Now, every time I see a car with no lights on, I take my life into my own hands and flash my lights at them, just for the thrill of taking the risk of getting gunned down. Heck, if it happened, I could tell someone about it, and how it happened.

Chris A. writes: My favorite is the one where somebody sees an ad for a "1968 Chevrolet." When the person shows up to look at the car, it is a never-before-driven 1968 Corvette parked in a garage, tires flat and covered in dust but in pristine condition. Some old lady supposedly bought it for her son when he was in Vietnam, the son later gets killed in the war and she stores the car for 20 or 30 years, then decides to sell it for some unusually low price.
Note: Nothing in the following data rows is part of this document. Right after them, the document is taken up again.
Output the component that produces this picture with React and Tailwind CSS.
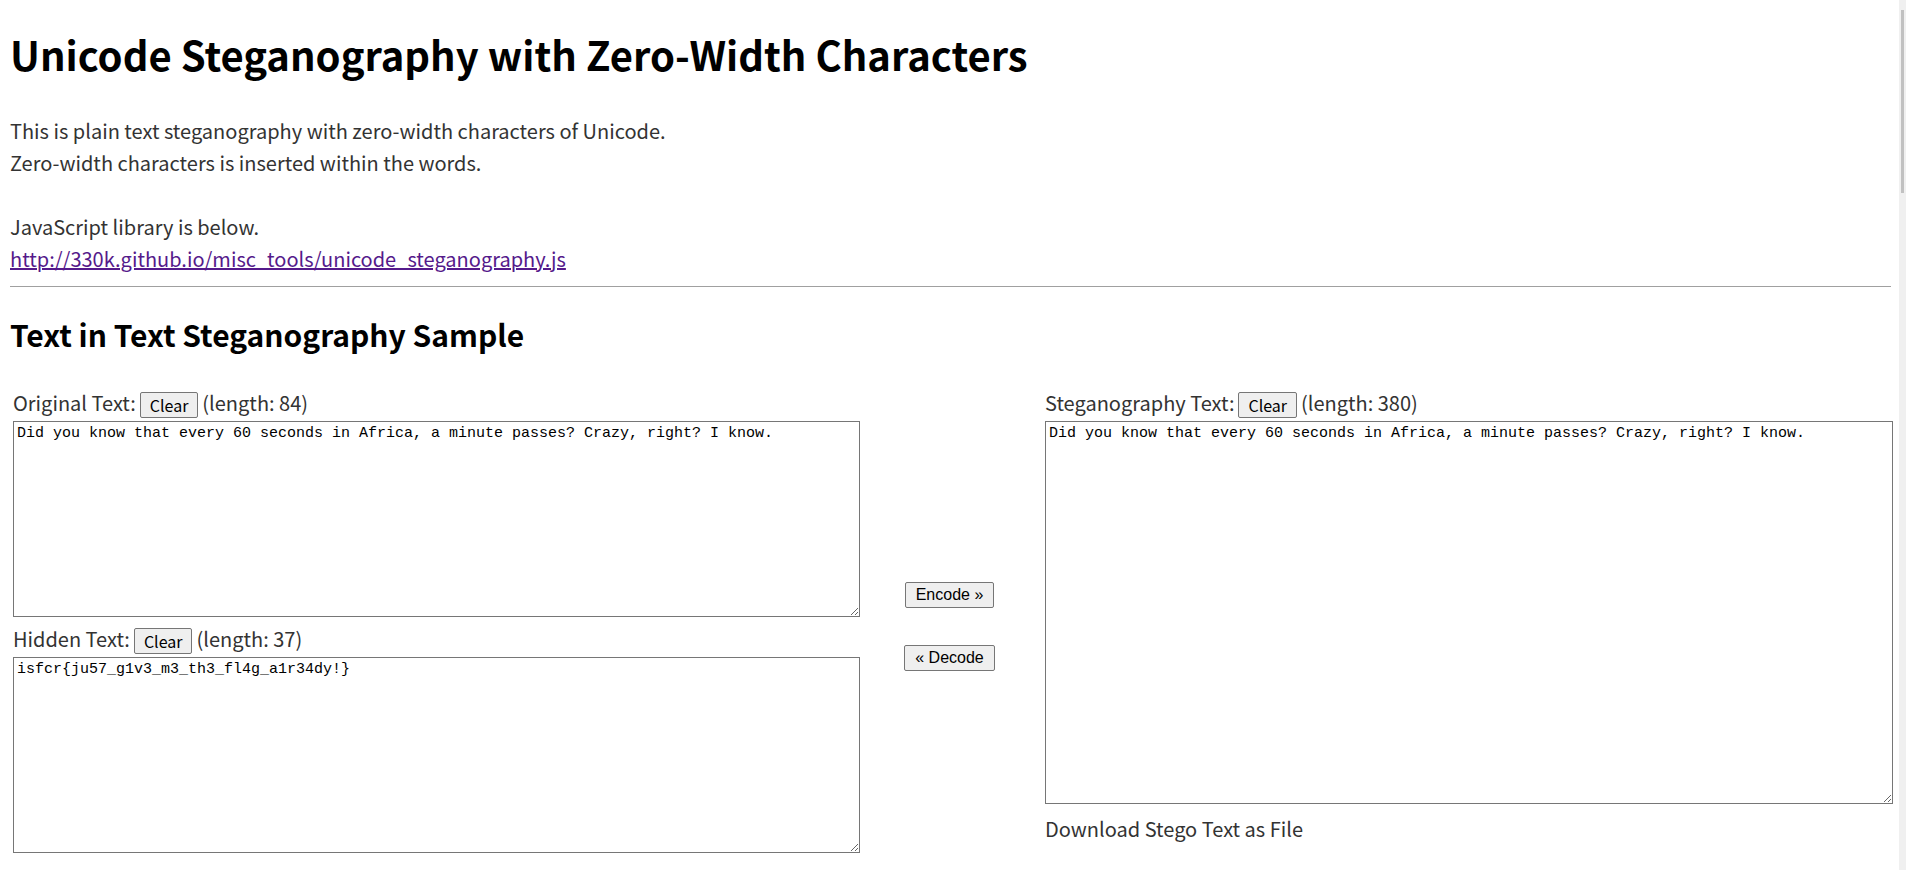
import { useState } from 'react'

const sample = "Did you know that every 60 seconds in Africa, a minute passes? Crazy, right? I know.";
const hidden = "isfcr{ju57_g1v3_m3_th3_fl4g_a1r34dy!}";

function ClearButton({ onClick }) {
  return (
    <button
      onClick={onClick}
      className="relative top-[1px] mx-[4px] h-[26px] px-[9px] align-baseline text-[16px] leading-[24px] text-black bg-[#efefef] border border-[#767676] rounded-[2px]"
    >
      Clear
    </button>
  );
}

function Field({ label, value, setValue, length, height }) {
  return (
    <div>
      <div className="h-[34px] leading-[32px] text-[20px] text-[#333]">
        {label}:
        <ClearButton onClick={() => setValue("")} />
        (length: {length})
      </div>
      <textarea
        value={value}
        onChange={(e) => setValue(e.target.value)}
        className={`block w-full ${height} p-[2px] pl-[3px] border border-[#767676] bg-white text-black text-[15px] leading-[19px] font-['Liberation_Mono',monospace]`}
      />
    </div>
  );
}

export default function App() {
  const [orig, setOrig] = useState(sample);
  const [hid, setHid] = useState(hidden);
  const [stego, setStego] = useState(sample);

  const stegoLength = stego === sample ? 380 : stego.length;

  return (
    <div className="flex h-screen overflow-hidden bg-white font-['Noto_Sans_CJK_JP',sans-serif]">
      <main className="flex-1 pl-[10px] pr-[8px]">
        <h1 className="pt-[30px] text-[40px] leading-[48px] font-bold text-black">
          Unicode Steganography with Zero-Width Characters
        </h1>
        <div className="mt-[37px] text-[20px] leading-[32px] text-[#333]">
          <p>This is plain text steganography with zero-width characters of Unicode.</p>
          <p>Zero-width characters is inserted within the words.</p>
          <p>&nbsp;</p>
          <p>JavaScript library is below.</p>
          <a href="#" className="underline text-[#551a8b]">
            http://330k.github.io/misc_tools/unicode_steganography.js
          </a>
        </div>
        <hr className="mt-[11px] border-0 border-t border-[#a0a0a0]" />
        <h2 className="mt-[27px] text-[30px] leading-[40px] font-bold text-black">
          Text in Text Steganography Sample
        </h2>
        <div className="mt-[33px] ml-[3px] mr-[-2px] grid grid-cols-[847px_1fr_848px]">
          <div className="flex flex-col gap-[6px]">
            <Field label="Original Text" value={orig} setValue={setOrig} length={orig.length} height="h-[196px]" />
            <Field label="Hidden Text" value={hid} setValue={setHid} length={hid.length} height="h-[196px]" />
          </div>
          <div className="flex flex-col items-center justify-center gap-[37px] pt-[12px] pr-[6px] font-['Liberation_Sans',sans-serif]">
            <button className="h-[26px] px-[10px] text-[16px] text-black bg-[#efefef] border border-[#767676] rounded-[2px]">
              Encode »
            </button>
            <button className="h-[26px] px-[10px] text-[16px] text-black bg-[#efefef] border border-[#767676] rounded-[2px]">
              « Decode
            </button>
          </div>
          <div>
            <Field label="Steganography Text" value={stego} setValue={setStego} length={stegoLength} height="h-[383px]" />
            <div className="mt-[9px] text-[20px] leading-[32px] text-[#333]">Download Stego Text as File</div>
          </div>
        </div>
      </main>
      <aside className="w-[7px] shrink-0 bg-[#f0f0f0] pt-[10px] px-[2px]">
        <div className="h-[183px] bg-[#c1c1c1]" />
      </aside>
    </div>
  );
}
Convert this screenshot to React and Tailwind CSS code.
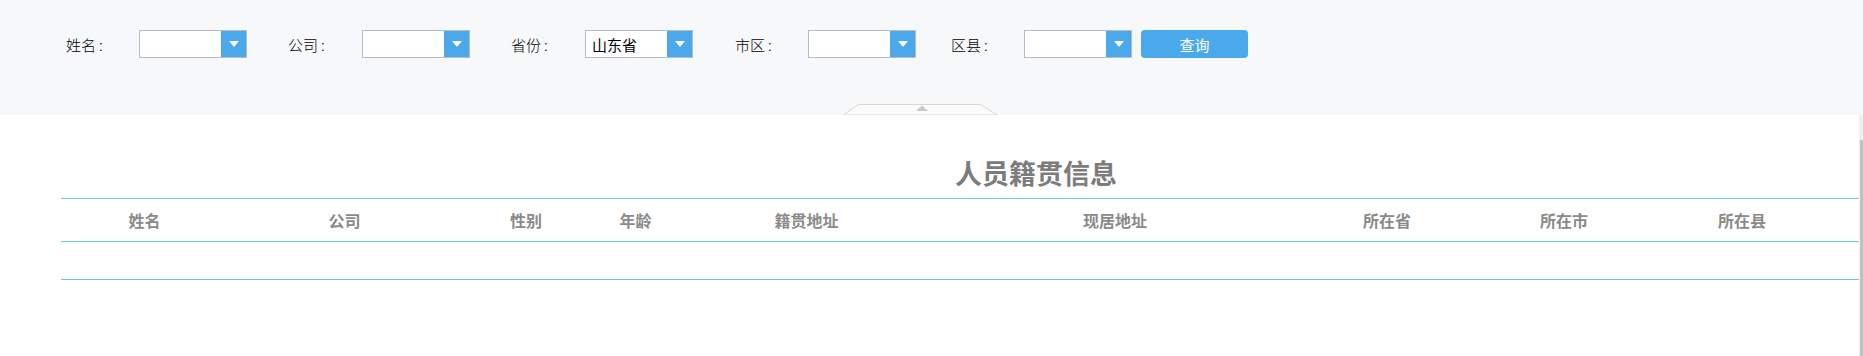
import React from "react";

const FONT = { fontFamily: '"Noto Sans CJK SC", "Noto Sans", sans-serif' };

function Select({ value }) {
  return (
    <div className="flex h-[28px] w-[108px] border border-[#b7b9cc] bg-white">
      <div className="flex w-[81px] items-center pl-[6px] text-[15px] leading-none text-black">
        {value}
      </div>
      <div className="flex w-[25px] items-center justify-center bg-[#49a9ea]">
        <svg width="10" height="6" viewBox="0 0 10 6">
          <polygon points="0,0 10,0 5,6" fill="#ffffff" />
        </svg>
      </div>
    </div>
  );
}

function Field({ label, labelW, after, value }) {
  return (
    <div className="flex items-center">
      <div className={`${labelW} text-[15px] font-light leading-none text-black`}>
        {label}
        <span className="ml-[3px]">:</span>
      </div>
      <Select value={value} />
      <div className={after} />
    </div>
  );
}

const cols = [
  "姓名",
  "公司",
  "性别",
  "年龄",
  "籍贯地址",
  "现居地址",
  "所在省",
  "所在市",
  "所在县",
];

export default function App() {
  return (
    <div className="relative flex h-[356px] w-[1863px] flex-col overflow-hidden bg-white" style={FONT}>
      {/* Query bar */}
      <div className="relative h-[115px] shrink-0 bg-[#f7f8fa]">
        <div className="flex items-center pl-[66px] pt-[30px]">
          <Field label="姓名" labelW="w-[73px]" after="w-[41px]" />
          <Field label="公司" labelW="w-[74px]" after="w-[41px]" />
          <Field label="省份" labelW="w-[74px]" after="w-[42px]" value="山东省" />
          <Field label="市区" labelW="w-[73px]" after="w-[35px]" />
          <Field label="区县" labelW="w-[73px]" after="w-[9px]" />
          <button className="flex h-[28px] w-[107px] items-center justify-center rounded-[4px] bg-[#49a9ea] text-[15px] leading-none text-white">
            查询
          </button>
        </div>
        {/* collapse handle */}
        <svg
          className="absolute left-[843px] top-[104px]"
          width="155"
          height="11"
          viewBox="0 0 155 11"
        >
          <polygon points="0.5,11 15,0.5 137,0.5 154.5,11" fill="#fbfbfc" stroke="#d8d8d8" strokeWidth="1" />
          <polygon points="73,7 79,1.5 85,7" fill="#c9c9c9" />
        </svg>
      </div>

      {/* Content */}
      <div className="flex flex-1">
        <div className="w-[1859px]">
          <div className="pl-[955px] pt-[45px] text-[27px] font-bold leading-[26px] text-[#7c7c7c]">
            人员籍贯信息
          </div>
          <div className="ml-[61px] mt-[12px] w-[1798px]">
            <div className="grid h-[44px] grid-cols-[167px_233px_130px_89px_253px_364px_180px_174px_1fr] items-center border-y border-[#6ccaca]">
              {cols.map((c, i) => (
                <div
                  key={c}
                  className={`text-center text-[16px] font-bold leading-none text-[#8a8a8a] ${i === 8 ? "pr-[26px]" : ""}`}
                >
                  {c}
                </div>
              ))}
            </div>
            <div className="h-[38px] border-b border-[#6ccaca]" />
          </div>
        </div>
        {/* scrollbar */}
        <div className="flex w-[4px] flex-col bg-[#f0f0f0]">
          <div className="h-[25px]" />
          <div className="ml-[1px] flex-1 bg-[#c1c1c1]" />
        </div>
      </div>
    </div>
  );
}
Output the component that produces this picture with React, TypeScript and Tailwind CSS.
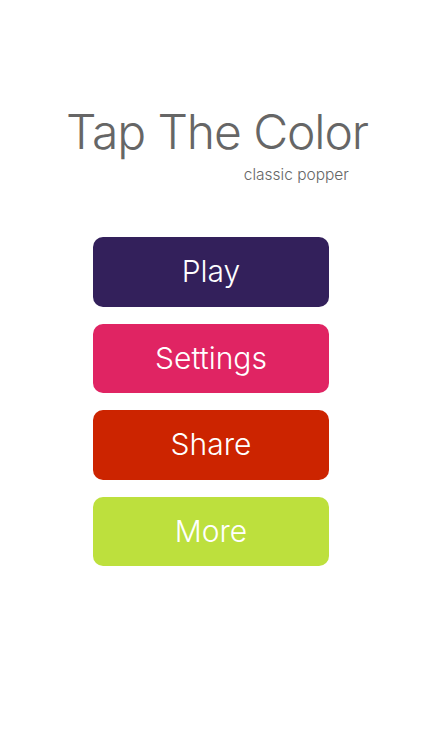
export default function App() {
  const buttons = [
    { label: "Play", bg: "bg-[#33205b]" },
    { label: "Settings", bg: "bg-[#e02463]" },
    { label: "Share", bg: "bg-[#cc2400]" },
    { label: "More", bg: "bg-[#bde03d]" },
  ];
  return (
    <div
      className="w-[422px] h-[750px] bg-white flex flex-col items-center"
      style={{ fontFamily: "Inter, 'DejaVu Sans', sans-serif" }}
    >
      <div className="mt-[102px] flex flex-col items-center">
        <h1 className="text-[48px] leading-[60px] font-light text-[#666666] tracking-[-1.1px] ml-[12px]">
          Tap The Color
        </h1>
        <p className="self-end mr-[19px] mt-[3px] text-[15.5px] leading-[20px] font-light text-[#666666]">
          classic popper
        </p>
      </div>
      <div className="mt-[52px] flex flex-col gap-[17px]">
        {buttons.map((b) => (
          <button
            key={b.label}
            className={`w-[236px] h-[69.5px] rounded-[10px] ${b.bg} text-white text-[30px] font-light flex items-center justify-center`}
          >
            {b.label}
          </button>
        ))}
      </div>
    </div>
  );
}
Paul M. writes: Your column today on URBAN LEGENDS remind me of one of my greatest grrrs. It is people who pass on Internet hoaxes and urban legends that aren’t true. These people receive the article from someone and then pass it on to everyone else in their address book. It only takes about five minutes to check out these articles on the Web and determine if they are true. A lot of times, these articles do great damage to innocent people and companies. When I receive one that is a true hoax I send a “reply to all” and inform them that if the sender would have taken the time to check it out they would have found the item to be a hoax.

Regina C. writes: Back in 1975, in the foothills of Los Gatos, Calif., we were horseback riding in the middle of the afternoon. All of a sudden the horses spooked. We could hear the noise of wind rushing through the trees, however, the trees were not moving. Not a single blade of grass of moving, not a leaf twitched. However, the horses started hopping around and we could hear the “wind." After about five minutes, it stopped just as suddenly as it started. We felt chilled all over, as if an evil presence had passed. I’ve never forgotten that day.